Narasi dalam video itu menggambarkan satu hal mendasar yang terlewat, akses layanan kesehatan bergantung pada administrasi kependudukan, yang justru absen hingga hari terakhir hidup sang anak.
Berdasarkan Soft File yang diberikan pihak Kecamatan Kabandungan, Kartu Keluarga (KK) atas nama keluarga Udin, orang tua dari Raya, baru tercetak pada 22 Juli 2025. Hari itu pula, pukul 14.24 WIB, Raya menghembuskan napas terakhirnya di RSUD R Syamsudin SH Kota Sukabumi. Setelah sembilan hari dirawat dalam kondisi koma, dengan tubuh dipenuhi cacing, nyawanya tak tertolong.
"Kalau kaitan identitas, tahun 2022-2023, keluarga Udin menerima bantuan tunai dari desa, maka bisa dipastikan pada tahun itu keluarga Udin memiliki identitas di tahun itu ada. Tapi mungkin kembali lagi kepada keadaannya identitas itu hilang," kata Kadus 3 Lemahduhur, Desa Cianaga, Kecamatan Kabandungan, kepada sejumlah awak media.
Meski sempat ada data administratif sebelumnya, keberadaan dokumen yang sah saat Raya jatuh sakit tetap menjadi persoalan.
"Kemarin pas waktu dibawa ke rumah teduh dicari enggak ada, tapi alhamdulillah kondisi sudah bisa dicetak ulang. Kartu Keluarganya bahkan KTP dan BPJS sudah diberikan," imbuh Kadus.

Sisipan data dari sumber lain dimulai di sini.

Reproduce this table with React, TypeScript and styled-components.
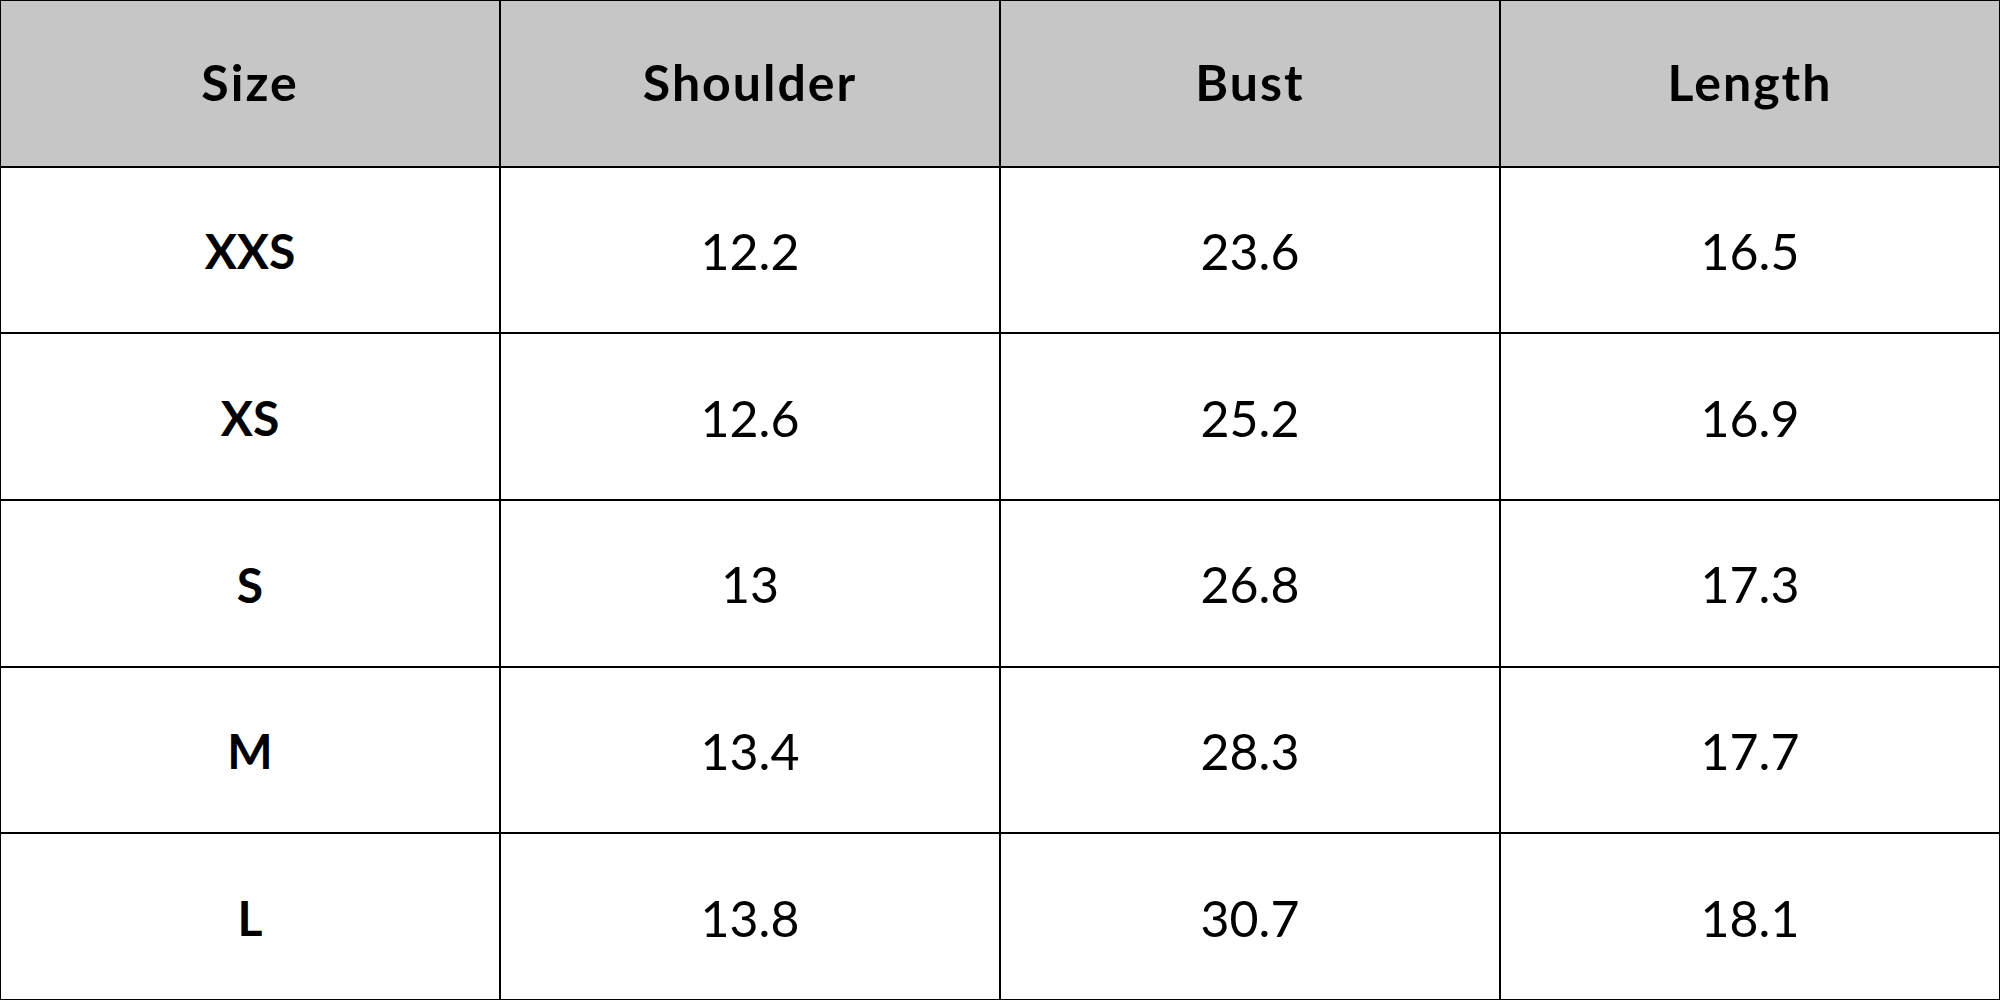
import React from "react";
import styled, { createGlobalStyle } from "styled-components";

const Global = createGlobalStyle`
  html, body { margin: 0; padding: 0; background: #ffffff; }
  body { font-family: "Lato", "Liberation Sans", sans-serif; }
`;

const Grid = styled.div`
  width: 2000px;
  height: 1000px;
  box-sizing: border-box;
  padding: 1px;
  background: #000000;
  display: grid;
  grid-template-columns: repeat(4, 1fr);
  grid-template-rows: repeat(6, 1fr);
  gap: 2px;
`;

const Cell = styled.div<{ $head?: boolean; $bold?: boolean }>`
  background: ${(p) => (p.$head ? "#c6c6c6" : "#ffffff")};
  display: flex;
  align-items: center;
  justify-content: center;
  color: #000000;
  font-family: "Lato", "Liberation Sans", sans-serif;
  font-size: ${(p) => (p.$head ? "50px" : p.$bold ? "48px" : "50px")};
  font-weight: ${(p) => (p.$head || p.$bold ? 700 : 400)};
  letter-spacing: ${(p) => (p.$head ? "2px" : "0")};
  padding-top: ${(p) => (p.$head ? "0" : "2px")};
  padding-bottom: ${(p) => (p.$head ? "3px" : "0")};
`;

const headers = ["Size", "Shoulder", "Bust", "Length"];
const rows = [
  ["XXS", "12.2", "23.6", "16.5"],
  ["XS", "12.6", "25.2", "16.9"],
  ["S", "13", "26.8", "17.3"],
  ["M", "13.4", "28.3", "17.7"],
  ["L", "13.8", "30.7", "18.1"],
];

export default function App() {
  return (
    <>
      <Global />
      <Grid>
        {headers.map((h) => (
          <Cell key={h} $head>
            {h}
          </Cell>
        ))}
        {rows.map((r) =>
          r.map((v, i) => (
            <Cell key={r[0] + i} $bold={i === 0}>
              {v}
            </Cell>
          ))
        )}
      </Grid>
    </>
  );
}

Namun semua itu datang terlambat. Sejak pertama masuk rumah sakit pada 13 Juli 2025, Raya tidak memiliki Kartu Keluarga atau BPJS. Hal itu menghambat aksesnya terhadap layanan kesehatan, terutama untuk memperoleh BPJS bantuan pemerintah.
Administrasi kependudukan memang menjadi dasar utama untuk semua layanan dasar, termasuk kesehatan, detikJabar kemudian menghubungi pihak Dinas Kependudukan dan Catatan Sipil (Disdukcapil) Kabupaten Sukabumi.
"Harusnya satu hari selesai, itu tergantung dari pelaporan masyarakat. Kalau di dinas itu biasanya satu hari selesai, membuat KK di kecamatan atau desa bisa," jelas Elyandi Plt Kabid Kelahiran dan Pendaftaran Penduduk Dinas Kependudukan dan Catatan Sipil (Disdukcapil) Kabupaten Sukabumi.
Ia menegaskan bahwa seharusnya sejak lahir, setiap anak sudah wajib memiliki identitas. "Ketika anak itu lahir seharusnya sudah ada laporan, seharusnya sudah punya identitas kependudukan. Itu merupakan kewajiban penduduk melaporkan ke Dukcapil, karena kami yang punya kewenangan mencatat data kependudukan," katanya.
Dalam kasus Raya, absennya identitas sejak bayi menunjukkan rantai pelaporan yang terputus. "Selama ada pelaporan kelahiran itu kami proses, kalau tidak ada laporan kami tidak bisa mencantumkan pelaporan. Seharusnya begitu lahir wajib melapor ke instansi berwenang," ujar Elyandi.